The Crown’s argument in this case was simple: since the trial judge didn’t explain specifically whether he was acquitting on the murder charge because Walker was intoxicated or because Walker shot his wife accidentally, he did not fulfill his judicial duty to clearly explain the acquittal, and thus the acquittal could not stand, as stated in R v. Sheppard, 2002 SCC 26. The Crown further cited R v. Kendall, (2005) 75 O.R. (3d) 565, as a prior example of a case where a judge’s inadequate elaboration in their decision led the Supreme Court to overturn an acquittal.
However, the Supreme Court disagreed with the Crown’s submissions. Justice Binnie’s reasons here are of a kind with those laid down in last week’s decision in R v. J.H.S.2008 SCC 30, where he made a strong argument for a common-sense application of the law to the problem at hand. Here, again, Justice Binnie dismisses an argument that, while technically sound, fails to adhere to the spirit of the law.
The spirit of the law in a murder trial is of course that the burden lies upon the Crown to establish the existence of mens rea. Although Kovach J. did not go into the minutiae of explaining why the culpable homicide could not be a murder, he laid out the broad argument quite sufficiently: Mr. Walker was stupidly careless, at least partly as a result of being drunk. Although the Court recognizes the importance of maintaining the duties enumerated in R. v. Sheppard, it felt that this was not an example of those duties being abandoned, and explicitly disagreed with the comparison to R. v. Kendall, where the trial judge wrote an extremely terse and insufficient decision.
Justice Binnie writes at para. 26:
…the effect of alcohol was a destabilizing factor that turned a “machismo” attempt to “intimidate” and “impress” Ms. Reynolds into a tragedy that the trial judge was unable to find was intended to “kill or . . . to cause bodily harm likely to cause death”. In my view, on a fair reading of the trial judge’s reasons as a whole, his reasonable doubt as to intent was raised by what he considered to be the real possibility that the shooting was the result of an accident in which the appellant’s alcohol consumption played a significant role.
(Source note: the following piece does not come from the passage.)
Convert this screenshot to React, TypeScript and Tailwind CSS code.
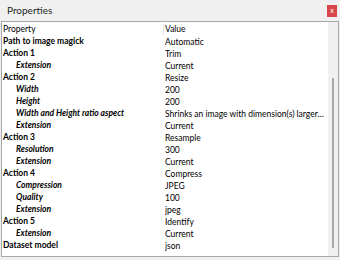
const rows: { name: string; value: string; sub?: boolean }[] = [
  { name: "Path to image magick", value: "Automatic" },
  { name: "Action 1", value: "Trim" },
  { name: "Extension", value: "Current", sub: true },
  { name: "Action 2", value: "Resize" },
  { name: "Width", value: "200", sub: true },
  { name: "Height", value: "200", sub: true },
  { name: "Width and Height ratio aspect", value: "Shrinks an image with dimension(s) larger than the corresponding width and/or height", sub: true },
  { name: "Extension", value: "Current", sub: true },
  { name: "Action 3", value: "Resample" },
  { name: "Resolution", value: "300", sub: true },
  { name: "Extension", value: "Current", sub: true },
  { name: "Action 4", value: "Compress" },
  { name: "Compression", value: "JPEG", sub: true },
  { name: "Quality", value: "100", sub: true },
  { name: "Extension", value: "jpeg", sub: true },
  { name: "Action 5", value: "Identify" },
  { name: "Extension", value: "Current", sub: true },
  { name: "Dataset model", value: "json" },
];

export default function App() {
  return (
    <div
      className="flex h-[260px] w-[340px] flex-col bg-[#f0f0f0] text-[8.5px] text-black"
      style={{ fontFamily: 'Lato, "Noto Sans", sans-serif' }}
    >
      {/* title bar */}
      <div className="flex h-[21px] shrink-0 items-center justify-between pl-[7px] pr-[3px]">
        <span className="text-[10px] text-[#1e1e1e]">Properties</span>
        <button className="flex h-[12px] w-[10px] items-center justify-center bg-[#d9474c] text-[7px] leading-none text-white">
          x
        </button>
      </div>

      {/* grid */}
      <div className="mx-[1px] mb-[3px] flex min-h-0 flex-1 border border-[#a8a8a8] bg-white">
        <div className="min-w-0 flex-1 overflow-hidden pt-[1px]">
          <div className="flex h-[12px] leading-[12px]">
            <div className="w-[162px] shrink-0 border-r border-[#e6e6e6] pl-[1px]">Property</div>
            <div className="min-w-0 flex-1 pl-[1px]">Value</div>
          </div>
          {rows.map((r, i) => (
            <div key={i} className="flex h-[12px] leading-[12px]">
              <div
                className={`w-[163px] shrink-0 truncate font-bold ${r.sub ? "pl-[14px] italic" : "pl-[1px]"}`}
              >
                {r.name}
              </div>
              <div className="min-w-0 flex-1 truncate pr-[2px] pt-[1px]">{r.value}</div>
            </div>
          ))}
        </div>
        {/* scrollbar */}
        <div className="flex w-[10px] shrink-0 justify-center bg-[#f0f0f0] pt-[56px] pb-[8px]">
          <div className="w-[2px] bg-[#a8a8a8]" />
        </div>
      </div>
    </div>
  );
}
This is, to this writer’s thinking, eminently the right ruling. Justice Binnie does not lower the bar on the requirement of judges to provide adequate reasons for their sentencing, but instead discusses how the trial judge satisfied that requirement. Ultimately, the most important element of any murder case is the presence of mens rea, and Kovach J.’s reasons adequately explain why, to his mind, there was reasonable doubt as to its existence. Once that reasonable doubt is present, it is not unreasonable to advance multiple reasons for it being present.